The Revolution Will Be On Video

I’m on video not because I’m vain but because that’s where things area headed. We can learn a lot from video’s less intimidating predecessor: photos.

When I began my website, a fellow blogger (after seeing a picture of me on Facebook) told me I should add my photo to the sidebar of my blog. She reasoned that I was attractive and it could only help for people to see me. (For context, in case you don’t know me, I am no great beauty. I’m not the kind of person who would cause a traffic accident or inspire Train would write a whiny song. My brand of attractiveness is soccer mom/Tylenol commercial, which honestly is just fine with me.)

It’s probably hilarious for you to hear a story about someone suggesting someone else upload a photo of themselves (and me not just doing it immediately), but this was kind of novel. Back in 2007, not many people had their pictures on their websites. And even parts of the internet you would actually associate with having pictures (ex: real estate listings) had a limited amount. For example, in 2009, the Maine MLS data feed fetched tenish photos at a time. I remember because the real estate agent wanted 25 photos but since they weren’t in the feed, we had to custom program the page to display the ten photos from the feed plus additional ones.

In 2015, can you think of even a low end real estate listing with only ten pictures? I feel like I see 25 photos of some peoples’ breakfasts sometimes.

I looked for a graph supporting my observations and thought this was a pretty good one (originally on The Atlantic- click over to see other fun graphs!)


Anyway, photos were a new frontier and having them made you cutting edge. In 2007-2008.

In an age of Instagram, Facebook albums, and phone cameras, we now get to be clever with photos. They are not novel but expected. Now taking better photos is important, which is why we have a workshop about taking photos with your smartphone happening this week at our business.

Video is now the novelty.

As I try to coax clients to be in videos (because we always want to be ahead of the curve), there is more resistance then there was when I was begging them for headshots. It does feel more personal for someone to see your facial expressions, hear your voice, and see your unfiltered face (though some video software, like Google Hangout, lets you do some flattering edits if you take time to figure it out). Video also feels like a bigger deal to do. You want a tripod, lighting, a non crappy background, perhaps a microphone or a non-echoy room. There is just more to consider.

Because of this additional consideration, there never seems a time you feel ‘ready’ to make a video. Every time I think of making a video for Anchorspace, for example, I am usually not wearing makeup or otherwise feel not suited for the camera.
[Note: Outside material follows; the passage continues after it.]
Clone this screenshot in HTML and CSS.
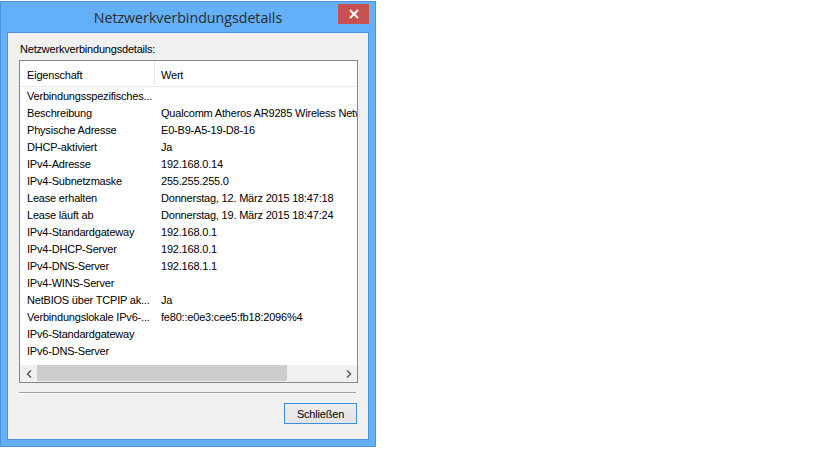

So two weeks ago, I decided to do a voiceover with photos and stick it on Facebook as an initial video. I spent about two hours on it after I finished cleaning the Anchorspace bathrooms and kitchen. (I really want to set this up as glamourous as it was.) The resulting video was kind of low budget but under 1 minute and got through my main marketing messages.

For comparison, I’ve been posting still photos of the inside of Anchorspace as well. Let’s look at the stats for this somewhat crappy photo:

facebookanchorspace-imagestatsNow here are the stats for my similarly crappy video:

Screen Shot 2015-08-17 at 12.30.59 PM

Yes there are more views but honestly, the impressive thing is how many more times it was clicked on. And that some people watched the whole thing (5% but still).

Screen Shot 2015-08-17 at 12.25.13 PM

For the final version of this experiment, I should do a real video (me on camera talking at least part of the time) but this just to show you even a crappy video will get you more attention than a photo, probably because novelty. So don’t be afraid of making something and putting it out there.

Now if you think this was my cop out, I assure you you can see more of us on video on our Google+/Youtube channel:  And yes, every time I see a video of myself, I always think ‘Is my face that round?’ and ‘Why do I move my hands so much?’ But despite my lack of perfection, I am more than willing to be ahead of the curve and in 2015 that means with a camera rolling in a video sense.

I urge you all to consider video… because I bet you can expect where a graph of video uploads between 2013 and 2018 is going to be trending when it exists. Be ahead of the curve and get out from behind the lens. You may be surprised who watches.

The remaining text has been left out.